- Artist: Narendra M. Patel
- Year: 1989
- Dimensions: 610 cm × 430 cm × 91 cm (240 in × 168 in × 36 in)
- Location: W. Walnut St. and N. 8th St., Milwaukee; 43°03′10.51″N 87°55′17.71″W﻿ / ﻿43.0529194°N 87.9215861°W;

= Celebrating the Arts =

Artwork by Narendra M. Patel

Celebrating the Arts is a public artwork by Indian artist Narendra M. Patel located at the Roosevelt Creative Arts Middle School, which is in Milwaukee, Wisconsin, United States. The sculpture is an abstract form created from over two tons of steel sheets welded together. It is 20' high x 14' wide x 6' deep and was constructed in 1989.

==Description==
The unsigned abstract sculpture consists of steel triangular forms welded together and rising from three different points. The piece is bolted to three concrete bases and painted red and black. The form is large enough for children to move around it and through it. There is a plaque nearby that reads: Celebrating the Arts/ Created by Narendra Patel/ as a tribute to/ Linda Nice/ Beloved Music teacher/ Roosevelt Middle School of the Arts/ Dedicated on October 12, 1989. Celebrating the Arts was originally lit at night, but the fixtures were vandalized and had to be removed.

==Information==
Celebrating the Arts is a site-specific work prompted by a teacher at what was then known as the Roosevelt Middle School of the Arts. "When Linda Nice, one of the Roosevelt School of the Arts' original and most popular music teachers, died in October 1988, she left a small sum of money ($5000) to commission a sculpture for the school. The bequest sparked the Milwaukee public schools to make a commitment to the concept of sculpture as part of a school environment." The Milwaukee Public Schools proceeded to add the funds needed for the foundation, the lighting and the landscaping. Narendra M. Patel, one of Linda Nice's close friends, was commissioned to create the sculpture. Professor Patel worked on the piece at the University of Wisconsin-Milwaukee's sculpture studio, where he taught. Other departments at the university contributed to the project with engineering advice.
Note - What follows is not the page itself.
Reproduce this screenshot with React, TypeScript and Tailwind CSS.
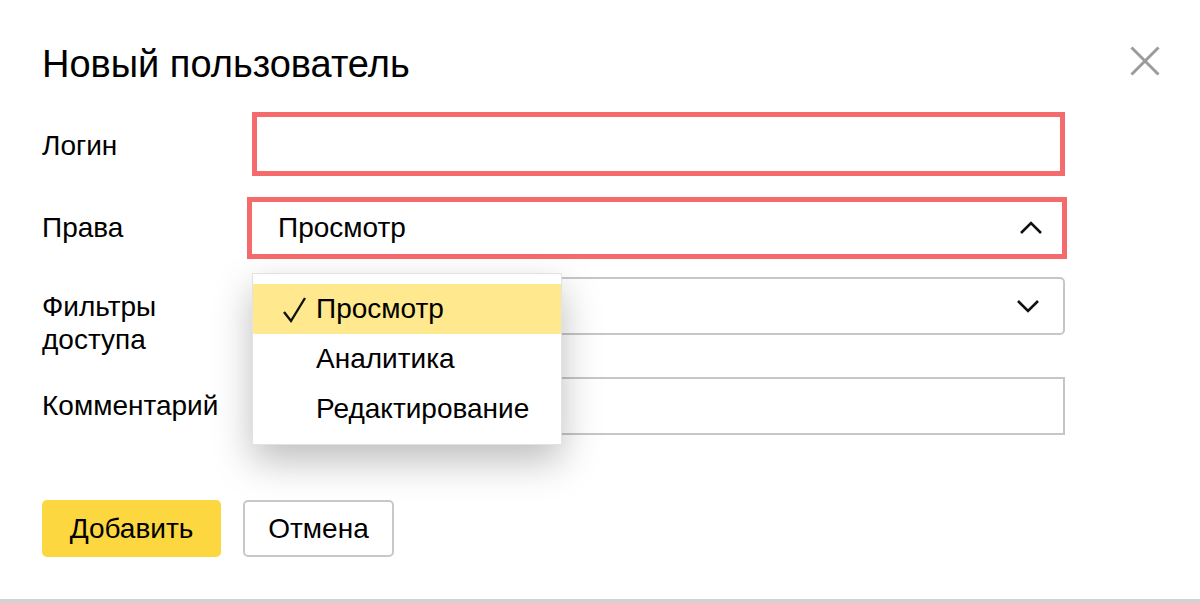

The abstract geometric stabile form was dedicated on October 12, 1989. Many of Linda Nice's former students attended the celebration, which included student dancers performing around the sited sculpture. The sculpture is currently administered by the Milwaukee Public Schools, Facilities and Maintenance Services.

==Artist==
Narendra M. Patel was born in 1929. He attended the University of Baroda in India, where he received an art degree. In the early 1960s, Patel and his wife moved to Michigan. He received his Master of Arts in sculpture from Wayne State University and a Master of Fine Arts from the Cranbrook Academy of Art in 1967. Patel moved to Milwaukee where he taught, and became professor emeritus, at the University of Wisconsin-Milwaukee. "He is known for his sculpture and the innovative technique of chemically changing colors on metal." He has works around the city including a sculpture on the Milwaukee Riverwalk, a sculpture at the Sixth District police station, and two low-relief bronze plaques at the Milwaukee County War Memorial Center. Professor Patel is also known for landscape paintings on metal, which are collected throughout the United States and India.